From the Hourly Pickup graphs it is evident that there’s an increase in the demands for taxis in the working hours viz. From 8am to 11am. 
Hence we conclude that we need more deployments of taxis in the peak office hours of the day and slowly reduce it as the day progresses. 


## Weekday Pickups every Month

In [None]:
monthly_weekdays = pickups_data.groupby('Month')['Weekday'].value_counts().unstack()
monthly_weekdays = monthly_weekdays.reindex(month)
monthly_weekdays.loc[month_map.values(),weekday_map.values()].plot(kind='bar')

It is evident that, for all months the weekly pickups trend remain the same

## Comparing Hourly Pickups for each months

In [None]:
var_name = 'Month'
var_values = list(month_map.values())
fig = make_subplots(rows=4, cols=3, subplot_titles=var_values)

In [None]:
r = 1
c = 1
for i in range(0,12):
    value_df = pickups_data[pickups_data[var_name] == var_values[i]].groupby('Hour').sum().sort_index()
    fig.add_trace(go.Bar(x = value_df.index.to_numpy(), y = value_df['passengerCount'].to_numpy()), row=r, col=c, )
    fig.update_xaxes(title_text="Hour", row=r, col=c)
    fig.update_yaxes(title_text="Proportion of Pickups", row=r, col=c)
    if(c%3 == 0):
        c = 1
        r += 1
    else:
        c += 1

fig.update_layout(title_text="Hourly Pickups Every Month wise", height=800, width=1500)
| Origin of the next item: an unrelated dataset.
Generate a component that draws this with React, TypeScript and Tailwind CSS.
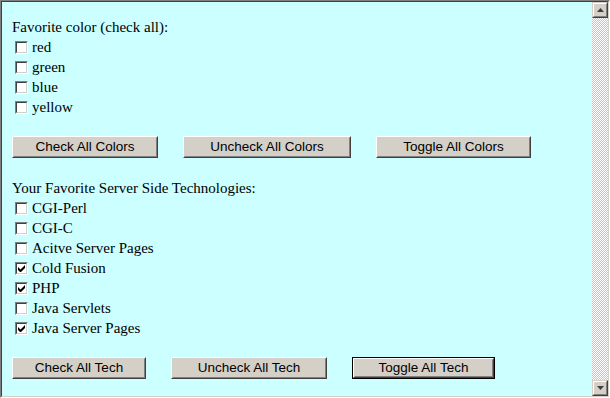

From the Hourly Pickup graphs it is evident that there’s an increase in the demands for taxis in the working hours viz. From 8am to 11am. This trend remains the same across all the 12 months. Hence we conclude that we need more deployments of taxis in the peak office hours of the day and slowly reduce it as the day progresses. 

## Animated Heat Map for the busiest day

In [None]:
daily_pickup = pickups_data.groupby(['Month', 'Day','Year']).count()
maxCount_of_busiestDay = daily_pickup['passengerCount'].idxmax()

In [None]:
maxCount_of_busiestDay

We observe that from our data set, the busiest day we obtain is as above.

In [None]:
month_map_keyList = list(month_map.keys())

In [None]:
# Calculating the key for the obtained Month
val = month_map_keyList[month.index(str(maxCount_of_busiestDay[0]))]

In [None]:
busiest_day = pickups_data[(pickups_data['Month'] == maxCount_of_busiestDay[0]) & (pickups_data['Day'] == maxCount_of_busiestDay[1]) & (pickups_data['Year'] == maxCount_of_busiestDay[2])]


In [None]:
# Creating string format of busiest day
strDate = str(maxCount_of_busiestDay[2])+"-"+str(val)+"-"+str(maxCount_of_busiestDay[1])+"  {}"

In [None]:
hourly = defaultdict(list)
for pickup in busiest_day.itertuples():
    pickup_time = datetime.strptime(strDate.format(pickup.Hour), '%Y-%m-%d %H')
    hourly[str(pickup_time)].append([pickup.pickupLatitude, pickup.pickupLongitude])   
hourly = OrderedDict(sorted(hourly.items(), key=lambda t: t[0]))

In [None]:
# Feeding the dictionary data to the Map for plotting the HeatMap
mean_location = [pickups_data['pickupLatitude'].mean(),pickups_data['pickupLongitude'].mean()]
pickup_map = folium.Map(mean_location, zoom_start=12, tiles="Stamen Terrain")

hourly_pickups = HeatMapWithTime(
    data=list(hourly.values()),
    index=list(hourly.keys()), 
    radius=10,
    auto_play=True,
    max_opacity=0.4
)
hourly_pickups.add_to(pickup_map)
pickup_map

We have visualized the busiest day from the entire dataset and found that Manhattan, Brooklyn , Queens are the busiest parts of New york.